Só para citar um, entre centenas de trechos com a mesma (ou muito mais) força poética.
Numa busca simples no Google, poucas são as resenhas no jornalismo tradicional sobre a obra; no alternativo ou especializado um pouco mais, como esta do Rascunho, o melhor (e único?) jornal de literatura do país. Na universidade há algumas coisas, como esta dissertação de mestrado na UFRGS e esta tese de doutorado da UFSM; na mídia daqui do RS houve algumas notícias quando de seu relançamento (2013; a primeira edição, de 1995, foi da Artes & Ofícios e logo esgotada), e uma matéria completa saiu no SUL 21. Em Santa Maria, que tem a importância já comentada na formação de Jacaré, pouco se falou, e peço desculpas se alguma coisa de mais fôlego saiu e não vi.

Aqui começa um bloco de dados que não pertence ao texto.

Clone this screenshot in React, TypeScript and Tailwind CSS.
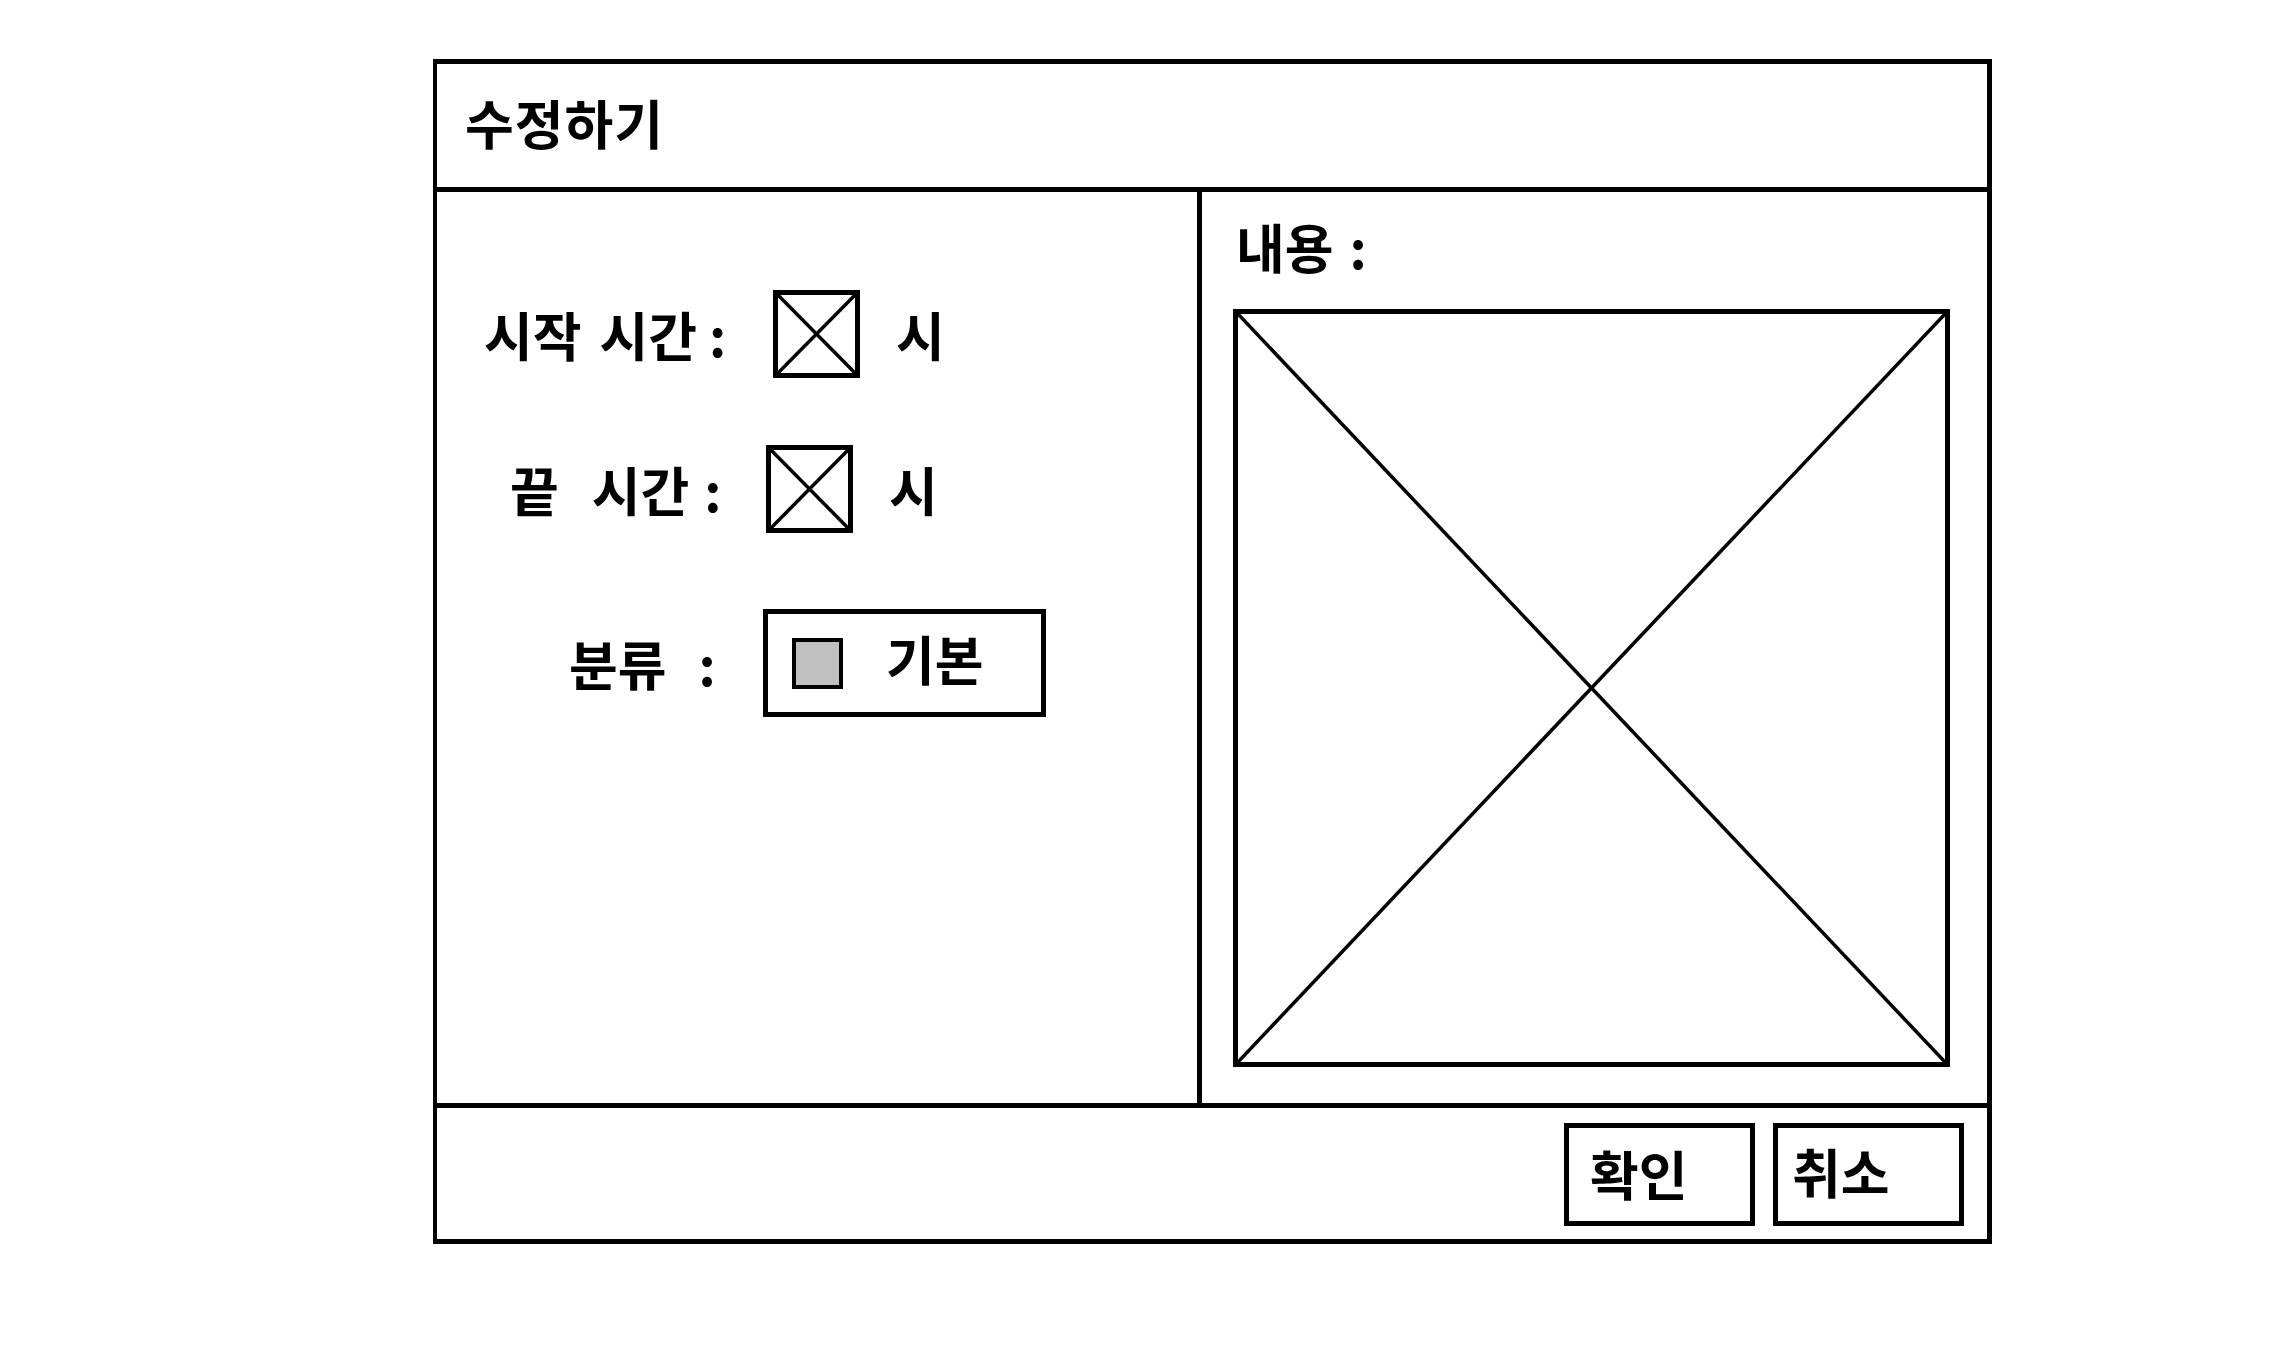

São relatos, resenhas e trabalhos que, embora importantes em suas áreas, não atenuam a sensação de que se deveria falar mais (muito mais) de “Assim na Terra”. Mesmo que não seja um livro de fácil leitura, e que críticas possam existir ao seu enredo simples, sem entrelaçamento de histórias e pontos de vista cosmopolitas tão afeito aos lançamentos das grandes editoras brasileiras hoje, estamos diante de um monumento à linguagem como força criadora de mundos. Um atestado da beleza possível da língua portuguesa em suas múltiplas palavras (tente não aprender alguma palavra com o livro; mesmo pra algum professor da língua, não será fácil). E, sobretudo, uma homenagem ao “sul da terra” que nos sedia e nos une enquanto lugar e cultura. Como o jornalista Bernardo Ajzemberg diz na orelha da edição de 2013: “O filósofo francês Maurice Merleau-Ponty viu certa vez o artista como “aquele que fixa e torna acessível aos mais ‘humanos’ dos homens o espetáculo de que fazem parte sem vê-lo”. Este é, sem dúvida nenhuma, o livro de um grande artista”.